Aim
In the entries below, find every line with "styles" and copy it.

Material provided
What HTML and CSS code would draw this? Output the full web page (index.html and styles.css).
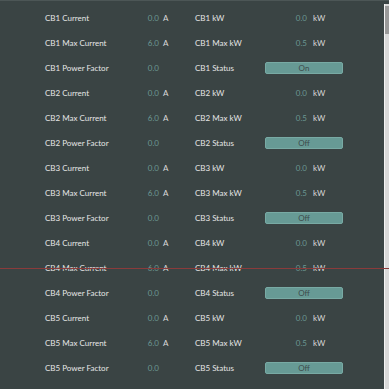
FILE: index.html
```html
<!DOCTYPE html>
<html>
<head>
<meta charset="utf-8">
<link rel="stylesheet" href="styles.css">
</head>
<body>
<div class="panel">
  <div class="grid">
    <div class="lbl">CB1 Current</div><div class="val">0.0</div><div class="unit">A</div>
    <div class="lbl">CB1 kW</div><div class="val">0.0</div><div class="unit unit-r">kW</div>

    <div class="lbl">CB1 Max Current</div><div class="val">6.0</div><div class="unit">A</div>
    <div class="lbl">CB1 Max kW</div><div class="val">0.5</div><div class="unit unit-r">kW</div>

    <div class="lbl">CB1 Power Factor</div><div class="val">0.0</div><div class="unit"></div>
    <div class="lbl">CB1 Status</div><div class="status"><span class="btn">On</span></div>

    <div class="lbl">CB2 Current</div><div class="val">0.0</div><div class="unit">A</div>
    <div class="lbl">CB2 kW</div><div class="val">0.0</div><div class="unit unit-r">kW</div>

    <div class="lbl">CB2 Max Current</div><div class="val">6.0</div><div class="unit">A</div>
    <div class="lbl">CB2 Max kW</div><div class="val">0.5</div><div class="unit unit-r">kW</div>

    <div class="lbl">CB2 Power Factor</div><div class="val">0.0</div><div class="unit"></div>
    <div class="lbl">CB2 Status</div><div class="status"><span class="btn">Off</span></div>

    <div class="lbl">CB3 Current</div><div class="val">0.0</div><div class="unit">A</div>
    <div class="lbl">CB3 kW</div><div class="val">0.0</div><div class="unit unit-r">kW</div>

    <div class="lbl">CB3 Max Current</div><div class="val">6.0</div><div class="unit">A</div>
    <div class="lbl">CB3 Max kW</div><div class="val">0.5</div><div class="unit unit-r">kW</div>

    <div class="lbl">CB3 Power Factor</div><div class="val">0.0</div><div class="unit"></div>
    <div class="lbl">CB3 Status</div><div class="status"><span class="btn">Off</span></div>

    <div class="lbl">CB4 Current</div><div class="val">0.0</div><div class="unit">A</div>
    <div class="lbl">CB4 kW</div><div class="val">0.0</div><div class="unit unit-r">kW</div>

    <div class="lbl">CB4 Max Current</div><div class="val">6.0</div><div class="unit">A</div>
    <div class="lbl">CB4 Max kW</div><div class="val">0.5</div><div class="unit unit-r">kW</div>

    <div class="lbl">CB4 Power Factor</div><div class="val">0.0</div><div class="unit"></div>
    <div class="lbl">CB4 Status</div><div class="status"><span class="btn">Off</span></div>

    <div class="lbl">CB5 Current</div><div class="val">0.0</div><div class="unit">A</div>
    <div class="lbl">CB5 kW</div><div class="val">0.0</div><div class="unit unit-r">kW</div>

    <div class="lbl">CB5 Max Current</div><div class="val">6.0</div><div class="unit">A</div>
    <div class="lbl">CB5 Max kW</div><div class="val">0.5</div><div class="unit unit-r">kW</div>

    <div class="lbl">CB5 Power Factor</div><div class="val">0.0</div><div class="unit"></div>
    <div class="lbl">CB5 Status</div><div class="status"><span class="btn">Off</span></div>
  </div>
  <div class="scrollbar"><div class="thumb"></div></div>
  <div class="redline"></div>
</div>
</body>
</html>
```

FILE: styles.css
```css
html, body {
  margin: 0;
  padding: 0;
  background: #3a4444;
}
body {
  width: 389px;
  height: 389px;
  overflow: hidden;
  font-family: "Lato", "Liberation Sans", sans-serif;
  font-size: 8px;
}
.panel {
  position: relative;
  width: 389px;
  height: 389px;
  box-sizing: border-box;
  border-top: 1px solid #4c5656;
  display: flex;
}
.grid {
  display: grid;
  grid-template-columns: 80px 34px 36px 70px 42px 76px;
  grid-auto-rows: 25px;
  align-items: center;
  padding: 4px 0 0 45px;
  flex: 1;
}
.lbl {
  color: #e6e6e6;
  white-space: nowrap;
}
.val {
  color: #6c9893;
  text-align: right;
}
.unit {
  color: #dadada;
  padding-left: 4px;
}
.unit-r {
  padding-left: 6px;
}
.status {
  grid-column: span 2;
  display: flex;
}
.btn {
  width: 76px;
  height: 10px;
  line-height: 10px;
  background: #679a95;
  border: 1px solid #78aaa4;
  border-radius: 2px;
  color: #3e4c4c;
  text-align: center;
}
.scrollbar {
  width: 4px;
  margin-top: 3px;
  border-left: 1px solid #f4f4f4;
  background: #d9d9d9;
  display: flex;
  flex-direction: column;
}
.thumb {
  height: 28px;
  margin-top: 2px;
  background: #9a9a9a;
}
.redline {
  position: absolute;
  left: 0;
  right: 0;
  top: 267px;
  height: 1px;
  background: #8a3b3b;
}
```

...

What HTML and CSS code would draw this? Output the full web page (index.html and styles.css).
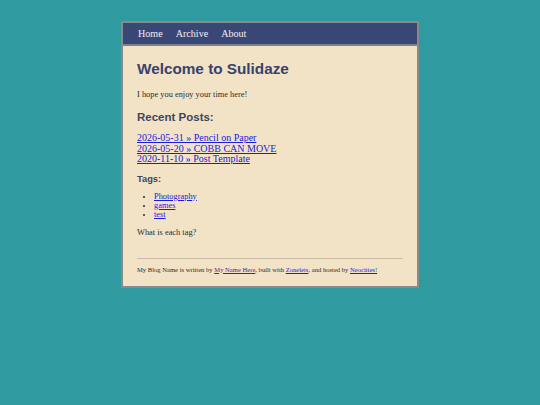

The answer
What HTML and CSS code would draw this? Output the full web page (index.html and styles.css).
<link rel="stylesheet" href="styles.css">
FILE: styles.css
What HTML and CSS code would draw this? Output the full web page (index.html and styles.css).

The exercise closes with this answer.